Provided data ::
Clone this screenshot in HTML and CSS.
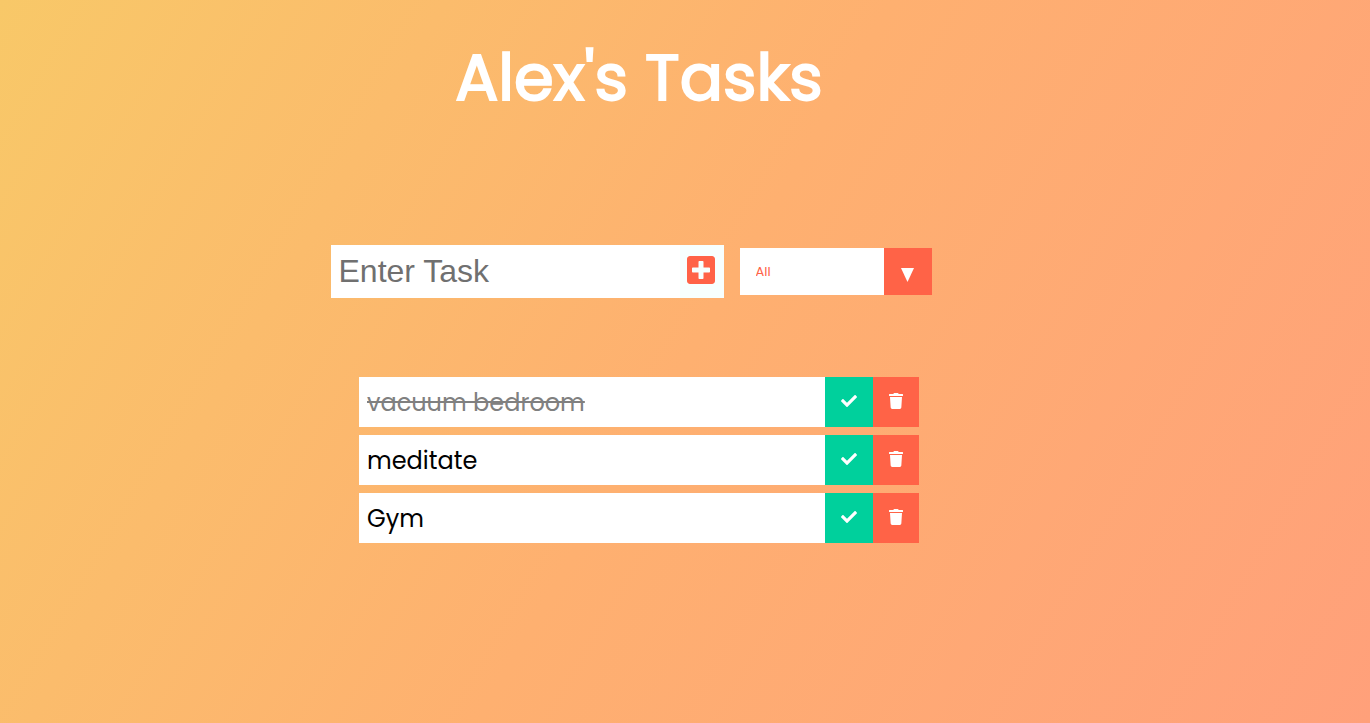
FILE: index.html
```html
<!DOCTYPE html>
<html lang="en">
<head>
<meta charset="utf-8">
<meta name="viewport" content="width=device-width, initial-scale=1">
<title>Alex's Tasks</title>
<link rel="stylesheet" href="styles.css">
</head>
<body>
<svg class="sprite" aria-hidden="true">
  <symbol id="check" viewBox="0 0 512 512"><path d="M173.898 439.404l-166.4-166.4c-9.997-9.997-9.997-26.206 0-36.204l36.203-36.204c9.997-9.998 26.207-9.998 36.204 0L192 312.69 432.095 72.596c9.997-9.997 26.207-9.997 36.204 0l36.203 36.204c9.997 9.997 9.997 26.206 0 36.204l-294.4 294.401c-9.998 9.997-26.207 9.997-36.204-.001z"/></symbol>
  <symbol id="trash" viewBox="0 0 448 512"><path d="M432 32H312l-9.400-18.700A24 24 0 0 0 281.100 0H166.800a23.720 23.720 0 0 0-21.400 13.300L136 32H16A16 16 0 0 0 0 48v32a16 16 0 0 0 16 16h416a16 16 0 0 0 16-16V48a16 16 0 0 0-16-16zM53.200 467a48 48 0 0 0 47.900 45h245.800a48 48 0 0 0 47.900-45L416 128H32z"/></symbol>
  <symbol id="plus" viewBox="0 32 448 448"><path d="M400 32H48C21.500 32 0 53.500 0 80v352c0 26.500 21.500 48 48 48h352c26.500 0 48-21.500 48-48V80c0-26.500-21.500-48-48-48zm-32 252c0 6.600-5.400 12-12 12h-92v92c0 6.600-5.400 12-12 12h-56c-6.600 0-12-5.400-12-12v-92H92c-6.600 0-12-5.400-12-12v-56c0-6.600 5.400-12 12-12h92v-92c0-6.600 5.400-12 12-12h56c6.600 0 12 5.400 12 12v92h92c6.600 0 12 5.400 12 12v56z"/></symbol>
</svg>
<div class="page">
  <header class="header"><h1 class="title">Alex's Tasks</h1></header>
  <form class="task-form">
    <div class="entry">
      <input class="task-input" type="text" placeholder="Enter Task" aria-label="Enter Task">
      <button class="add-button" type="button" aria-label="Add task"><svg class="icon-plus"><use href="#plus"/></svg></button>
    </div>
    <div class="filter">
      <select class="filter-select" aria-label="Filter tasks">
        <option>All</option>
        <option>Completed</option>
        <option>Uncompleted</option>
      </select>
      <span class="filter-arrow" aria-hidden="true"><svg class="icon-arrow" viewBox="0 0 13 14"><path d="M0 0h13L6.500 14z"/></svg></span>
    </div>
  </form>
  <ul class="task-list">
    <li class="task task-done">
      <span class="task-name">vacuum bedroom</span>
      <button class="task-button complete" type="button" aria-label="Complete"><svg class="icon-check"><use href="#check"/></svg></button>
      <button class="task-button delete" type="button" aria-label="Delete"><svg class="icon-trash"><use href="#trash"/></svg></button>
    </li>
    <li class="task">
      <span class="task-name">meditate</span>
      <button class="task-button complete" type="button" aria-label="Complete"><svg class="icon-check"><use href="#check"/></svg></button>
      <button class="task-button delete" type="button" aria-label="Delete"><svg class="icon-trash"><use href="#trash"/></svg></button>
    </li>
    <li class="task">
      <span class="task-name">Gym</span>
      <button class="task-button complete" type="button" aria-label="Complete"><svg class="icon-check"><use href="#check"/></svg></button>
      <button class="task-button delete" type="button" aria-label="Delete"><svg class="icon-trash"><use href="#trash"/></svg></button>
    </li>
  </ul>
</div>
</body>
</html>
```
FILE: styles.css
```css
* {
  box-sizing: border-box;
}

body {
  margin: 0;
  min-height: 100vh;
  background: linear-gradient(120deg, #f8c868, #feb070 50%, #ffa07a);
  font-family: Poppins, Inter, sans-serif;
}

button,
input,
select {
  border: 0;
  border-radius: 0;
  margin: 0;
  padding: 0;
  outline: 0;
}

svg {
  display: block;
  fill: currentColor;
}

.sprite {
  position: absolute;
  width: 0;
  height: 0;
}

.page {
  display: flex;
  flex-direction: column;
  align-items: center;
  padding: 30px 92px 48px 0;
}

.title {
  margin: 0;
  color: white;
  font-size: 64px;
  font-weight: 400;
  line-height: 96px;
  -webkit-text-stroke: 2px white;
}

.task-form {
  display: flex;
  align-items: center;
  margin-top: 119px;
}

.entry {
  display: flex;
}

.task-input {
  width: 349px;
  height: 53px;
  padding: 8px;
  background: white;
  font-family: "Liberation Sans", Arial, sans-serif;
  font-size: 32px;
}

.task-input::placeholder {
  color: #707070;
}

.add-button {
  display: grid;
  place-items: center;
  width: 44px;
  padding: 0 2px 3px 0;
  background: #f7fffe;
  color: #ff6347;
}

.icon-plus {
  width: 28px;
  height: 28px;
}

.filter {
  display: grid;
  grid-template-columns: 1fr 48px;
  width: 192px;
  height: 47px;
  margin: 0 16px;
}

.filter-select {
  grid-area: 1 / 1 / 2 / 3;
  appearance: none;
  padding: 0 64px 0 16px;
  background: white;
  color: #ff6347;
  font-family: inherit;
  font-size: 13px;
  cursor: pointer;
}

.filter-arrow {
  grid-area: 1 / 2;
  display: grid;
  place-items: center;
  padding-top: 6px;
  background: #ff6347;
  color: white;
  pointer-events: none;
}

.icon-arrow {
  width: 13px;
  height: 14px;
}

.task-list {
  display: grid;
  gap: 8px;
  width: 100%;
  max-width: 560px;
  margin: 79px 0 0;
  padding: 0;
  list-style: none;
}

.task {
  display: flex;
  background: white;
  color: black;
  font-size: 24px;
}

.task-name {
  flex: 1;
  padding: 8px 8px 6px;
  line-height: 36px;
}

.task-done .task-name {
  color: #808080;
  text-decoration: line-through;
}

.task-button {
  padding: 0 16px 2px;
  color: white;
}

.complete {
  background: #00d09c;
}

.delete {
  background: #ff6347;
}

.icon-check {
  width: 16px;
  height: 16px;
}

.icon-trash {
  width: 14px;
  height: 16px;
}
```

Exercise aim ::
Leave the pictures out and output the rest of the listing exactly.

Final answer ::
Clone this screenshot in HTML and CSS.
FILE: index.html
```html
<!DOCTYPE html>
<html lang="en">
<head>
<meta charset="utf-8">
<meta name="viewport" content="width=device-width, initial-scale=1">
<title>Alex's Tasks</title>
<link rel="stylesheet" href="styles.css">
</head>
<body>
<svg class="sprite" aria-hidden="true">
  <symbol id="check" viewBox="0 0 512 512"><path d="M173.898 439.404l-166.4-166.4c-9.997-9.997-9.997-26.206 0-36.204l36.203-36.204c9.997-9.998 26.207-9.998 36.204 0L192 312.69 432.095 72.596c9.997-9.997 26.207-9.997 36.204 0l36.203 36.204c9.997 9.997 9.997 26.206 0 36.204l-294.4 294.401c-9.998 9.997-26.207 9.997-36.204-.001z"/></symbol>
  <symbol id="trash" viewBox="0 0 448 512"><path d="M432 32H312l-9.400-18.700A24 24 0 0 0 281.100 0H166.800a23.720 23.720 0 0 0-21.400 13.300L136 32H16A16 16 0 0 0 0 48v32a16 16 0 0 0 16 16h416a16 16 0 0 0 16-16V48a16 16 0 0 0-16-16zM53.200 467a48 48 0 0 0 47.900 45h245.800a48 48 0 0 0 47.900-45L416 128H32z"/></symbol>
  <symbol id="plus" viewBox="0 32 448 448"><path d="M400 32H48C21.500 32 0 53.500 0 80v352c0 26.500 21.500 48 48 48h352c26.500 0 48-21.500 48-48V80c0-26.500-21.500-48-48-48zm-32 252c0 6.600-5.400 12-12 12h-92v92c0 6.600-5.400 12-12 12h-56c-6.600 0-12-5.400-12-12v-92H92c-6.600 0-12-5.400-12-12v-56c0-6.600 5.400-12 12-12h92v-92c0-6.600 5.400-12 12-12h56c6.600 0 12 5.400 12 12v92h92c6.600 0 12 5.400 12 12v56z"/></symbol>
</svg>
<div class="page">
  <header class="header"><h1 class="title">Alex's Tasks</h1></header>
  <form class="task-form">
    <div class="entry">
      <input class="task-input" type="text" placeholder="Enter Task" aria-label="Enter Task">
      <button class="add-button" type="button" aria-label="Add task"><svg class="icon-plus"><use href="#plus"/></svg></button>
    </div>
    <div class="filter">
      <select class="filter-select" aria-label="Filter tasks">
        <option>All</option>
        <option>Completed</option>
        <option>Uncompleted</option>
      </select>
      <span class="filter-arrow" aria-hidden="true"><svg class="icon-arrow" viewBox="0 0 13 14"><path d="M0 0h13L6.500 14z"/></svg></span>
    </div>
  </form>
  <ul class="task-list">
    <li class="task task-done">
      <span class="task-name">vacuum bedroom</span>
      <button class="task-button complete" type="button" aria-label="Complete"><svg class="icon-check"><use href="#check"/></svg></button>
      <button class="task-button delete" type="button" aria-label="Delete"><svg class="icon-trash"><use href="#trash"/></svg></button>
    </li>
    <li class="task">
      <span class="task-name">meditate</span>
      <button class="task-button complete" type="button" aria-label="Complete"><svg class="icon-check"><use href="#check"/></svg></button>
      <button class="task-button delete" type="button" aria-label="Delete"><svg class="icon-trash"><use href="#trash"/></svg></button>
    </li>
    <li class="task">
      <span class="task-name">Gym</span>
      <button class="task-button complete" type="button" aria-label="Complete"><svg class="icon-check"><use href="#check"/></svg></button>
      <button class="task-button delete" type="button" aria-label="Delete"><svg class="icon-trash"><use href="#trash"/></svg></button>
    </li>
  </ul>
</div>
</body>
</html>
```
FILE: styles.css
```css
* {
  box-sizing: border-box;
}

body {
  margin: 0;
  min-height: 100vh;
  background: linear-gradient(120deg, #f8c868, #feb070 50%, #ffa07a);
  font-family: Poppins, Inter, sans-serif;
}

button,
input,
select {
  border: 0;
  border-radius: 0;
  margin: 0;
  padding: 0;
  outline: 0;
}

svg {
  display: block;
  fill: currentColor;
}

.sprite {
  position: absolute;
  width: 0;
  height: 0;
}

.page {
  display: flex;
  flex-direction: column;
  align-items: center;
  padding: 30px 92px 48px 0;
}

.title {
  margin: 0;
  color: white;
  font-size: 64px;
  font-weight: 400;
  line-height: 96px;
  -webkit-text-stroke: 2px white;
}

.task-form {
  display: flex;
  align-items: center;
  margin-top: 119px;
}

.entry {
  display: flex;
}

.task-input {
  width: 349px;
  height: 53px;
  padding: 8px;
  background: white;
  font-family: "Liberation Sans", Arial, sans-serif;
  font-size: 32px;
}

.task-input::placeholder {
  color: #707070;
}

.add-button {
  display: grid;
  place-items: center;
  width: 44px;
  padding: 0 2px 3px 0;
  background: #f7fffe;
  color: #ff6347;
}

.icon-plus {
  width: 28px;
  height: 28px;
}

.filter {
  display: grid;
  grid-template-columns: 1fr 48px;
  width: 192px;
  height: 47px;
  margin: 0 16px;
}

.filter-select {
  grid-area: 1 / 1 / 2 / 3;
  appearance: none;
  padding: 0 64px 0 16px;
  background: white;
  color: #ff6347;
  font-family: inherit;
  font-size: 13px;
  cursor: pointer;
}

.filter-arrow {
  grid-area: 1 / 2;
  display: grid;
  place-items: center;
  padding-top: 6px;
  background: #ff6347;
  color: white;
  pointer-events: none;
}

.icon-arrow {
  width: 13px;
  height: 14px;
}

.task-list {
  display: grid;
  gap: 8px;
  width: 100%;
  max-width: 560px;
  margin: 79px 0 0;
  padding: 0;
  list-style: none;
}

.task {
  display: flex;
  background: white;
  color: black;
  font-size: 24px;
}

.task-name {
  flex: 1;
  padding: 8px 8px 6px;
  line-height: 36px;
}

.task-done .task-name {
  color: #808080;
  text-decoration: line-through;
}

.task-button {
  padding: 0 16px 2px;
  color: white;
}

.complete {
  background: #00d09c;
}

.delete {
  background: #ff6347;
}

.icon-check {
  width: 16px;
  height: 16px;
}

.icon-trash {
  width: 14px;
  height: 16px;
}
```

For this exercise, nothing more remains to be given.